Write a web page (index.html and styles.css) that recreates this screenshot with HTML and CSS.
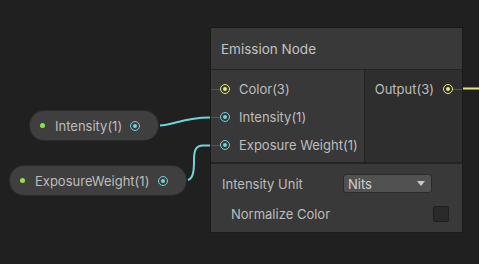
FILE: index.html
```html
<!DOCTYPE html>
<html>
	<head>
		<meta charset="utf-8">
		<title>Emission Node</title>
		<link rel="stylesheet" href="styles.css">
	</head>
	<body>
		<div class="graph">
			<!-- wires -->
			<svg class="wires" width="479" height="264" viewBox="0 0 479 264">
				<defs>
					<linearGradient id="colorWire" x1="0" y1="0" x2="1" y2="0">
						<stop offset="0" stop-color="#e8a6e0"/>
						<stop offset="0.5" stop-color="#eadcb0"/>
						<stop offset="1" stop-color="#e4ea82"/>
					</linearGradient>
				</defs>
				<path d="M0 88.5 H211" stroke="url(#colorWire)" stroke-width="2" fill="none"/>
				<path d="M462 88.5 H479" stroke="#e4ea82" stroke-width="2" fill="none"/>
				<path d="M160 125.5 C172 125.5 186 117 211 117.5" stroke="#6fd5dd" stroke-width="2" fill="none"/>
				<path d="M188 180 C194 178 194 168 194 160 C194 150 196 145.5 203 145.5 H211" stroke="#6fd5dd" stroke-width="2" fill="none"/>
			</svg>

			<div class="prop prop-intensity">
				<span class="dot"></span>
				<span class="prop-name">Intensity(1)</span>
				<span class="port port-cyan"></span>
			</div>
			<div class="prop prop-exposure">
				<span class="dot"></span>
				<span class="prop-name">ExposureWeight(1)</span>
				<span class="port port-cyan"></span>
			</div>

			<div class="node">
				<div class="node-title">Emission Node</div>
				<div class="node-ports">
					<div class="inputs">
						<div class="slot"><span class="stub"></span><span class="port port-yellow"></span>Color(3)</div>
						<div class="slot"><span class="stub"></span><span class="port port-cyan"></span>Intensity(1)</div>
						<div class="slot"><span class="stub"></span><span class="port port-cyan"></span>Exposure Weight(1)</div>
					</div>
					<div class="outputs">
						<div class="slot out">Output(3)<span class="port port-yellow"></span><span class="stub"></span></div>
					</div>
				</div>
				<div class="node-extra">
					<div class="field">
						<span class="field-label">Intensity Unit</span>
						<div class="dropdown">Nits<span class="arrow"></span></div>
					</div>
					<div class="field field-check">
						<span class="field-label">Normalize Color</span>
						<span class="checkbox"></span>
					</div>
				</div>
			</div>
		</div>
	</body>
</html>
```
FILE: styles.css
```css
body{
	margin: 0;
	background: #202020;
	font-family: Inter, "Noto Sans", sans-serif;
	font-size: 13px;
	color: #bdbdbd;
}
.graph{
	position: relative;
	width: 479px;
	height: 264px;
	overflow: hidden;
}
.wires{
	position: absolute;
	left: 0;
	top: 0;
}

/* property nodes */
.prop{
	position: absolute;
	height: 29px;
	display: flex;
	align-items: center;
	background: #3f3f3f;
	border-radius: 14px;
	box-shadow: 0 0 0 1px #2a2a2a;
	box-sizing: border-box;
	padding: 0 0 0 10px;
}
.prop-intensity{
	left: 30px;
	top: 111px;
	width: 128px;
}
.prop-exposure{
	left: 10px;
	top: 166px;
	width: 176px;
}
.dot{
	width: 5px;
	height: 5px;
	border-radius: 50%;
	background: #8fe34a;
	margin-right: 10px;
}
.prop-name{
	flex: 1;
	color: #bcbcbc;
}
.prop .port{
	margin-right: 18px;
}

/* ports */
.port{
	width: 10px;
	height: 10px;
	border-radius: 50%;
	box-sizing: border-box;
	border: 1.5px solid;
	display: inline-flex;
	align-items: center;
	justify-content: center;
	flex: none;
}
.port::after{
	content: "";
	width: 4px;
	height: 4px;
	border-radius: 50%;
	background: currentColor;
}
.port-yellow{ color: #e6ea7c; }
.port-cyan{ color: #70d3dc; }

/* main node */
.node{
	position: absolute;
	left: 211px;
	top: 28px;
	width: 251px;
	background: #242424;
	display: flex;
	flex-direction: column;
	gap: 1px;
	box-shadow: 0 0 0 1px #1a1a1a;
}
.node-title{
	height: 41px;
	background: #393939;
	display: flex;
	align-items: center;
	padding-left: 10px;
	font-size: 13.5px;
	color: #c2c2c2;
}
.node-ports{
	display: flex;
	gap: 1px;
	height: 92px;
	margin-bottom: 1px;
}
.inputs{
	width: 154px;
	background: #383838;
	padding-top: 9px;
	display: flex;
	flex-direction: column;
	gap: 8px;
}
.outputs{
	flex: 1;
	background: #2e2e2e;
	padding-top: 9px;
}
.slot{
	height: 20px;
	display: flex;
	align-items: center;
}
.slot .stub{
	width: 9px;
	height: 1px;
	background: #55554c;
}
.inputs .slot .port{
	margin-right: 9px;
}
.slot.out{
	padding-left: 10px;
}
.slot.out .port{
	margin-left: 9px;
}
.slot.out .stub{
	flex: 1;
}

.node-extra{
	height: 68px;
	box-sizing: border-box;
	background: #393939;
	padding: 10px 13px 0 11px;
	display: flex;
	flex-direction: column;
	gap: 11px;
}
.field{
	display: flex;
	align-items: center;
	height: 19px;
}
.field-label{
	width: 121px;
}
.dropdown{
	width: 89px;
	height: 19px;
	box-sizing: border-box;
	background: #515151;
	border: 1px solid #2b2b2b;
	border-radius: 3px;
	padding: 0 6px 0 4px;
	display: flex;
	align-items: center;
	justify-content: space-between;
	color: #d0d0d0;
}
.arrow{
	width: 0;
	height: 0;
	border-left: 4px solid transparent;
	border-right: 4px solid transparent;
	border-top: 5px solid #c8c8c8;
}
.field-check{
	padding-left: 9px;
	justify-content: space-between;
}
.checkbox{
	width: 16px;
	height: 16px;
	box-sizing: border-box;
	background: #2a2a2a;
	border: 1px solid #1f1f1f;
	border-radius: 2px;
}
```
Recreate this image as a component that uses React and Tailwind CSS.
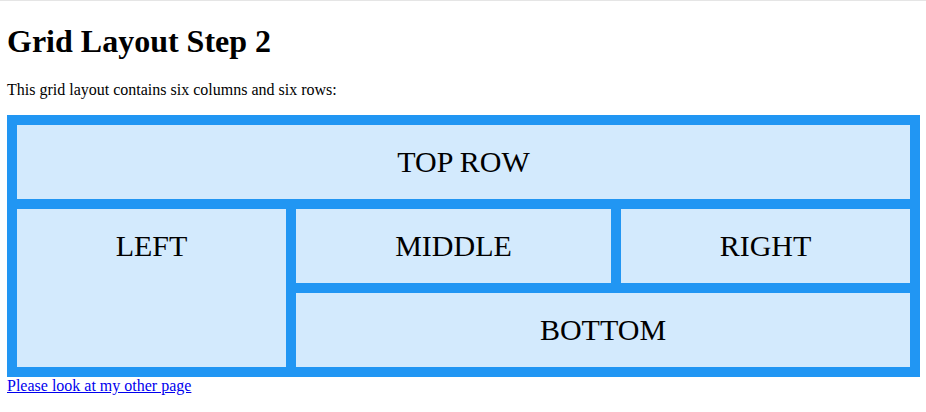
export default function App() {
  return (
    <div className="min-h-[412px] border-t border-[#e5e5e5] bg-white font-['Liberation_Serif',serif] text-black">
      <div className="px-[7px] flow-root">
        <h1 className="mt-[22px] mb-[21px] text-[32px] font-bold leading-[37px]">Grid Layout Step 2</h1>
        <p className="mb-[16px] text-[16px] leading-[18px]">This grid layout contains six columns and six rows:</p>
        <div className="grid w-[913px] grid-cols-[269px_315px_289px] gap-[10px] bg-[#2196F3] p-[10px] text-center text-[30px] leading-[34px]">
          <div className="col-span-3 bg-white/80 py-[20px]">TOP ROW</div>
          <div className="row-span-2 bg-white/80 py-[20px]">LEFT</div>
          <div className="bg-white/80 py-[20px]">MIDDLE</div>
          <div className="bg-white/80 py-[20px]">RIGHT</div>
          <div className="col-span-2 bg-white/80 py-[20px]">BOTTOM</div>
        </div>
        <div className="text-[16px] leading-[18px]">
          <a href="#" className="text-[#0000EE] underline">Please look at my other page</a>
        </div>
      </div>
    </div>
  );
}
..........
— Description of the task —
Determine how many lines include the string "that". Give no answer but the number.

— Result for this task —
2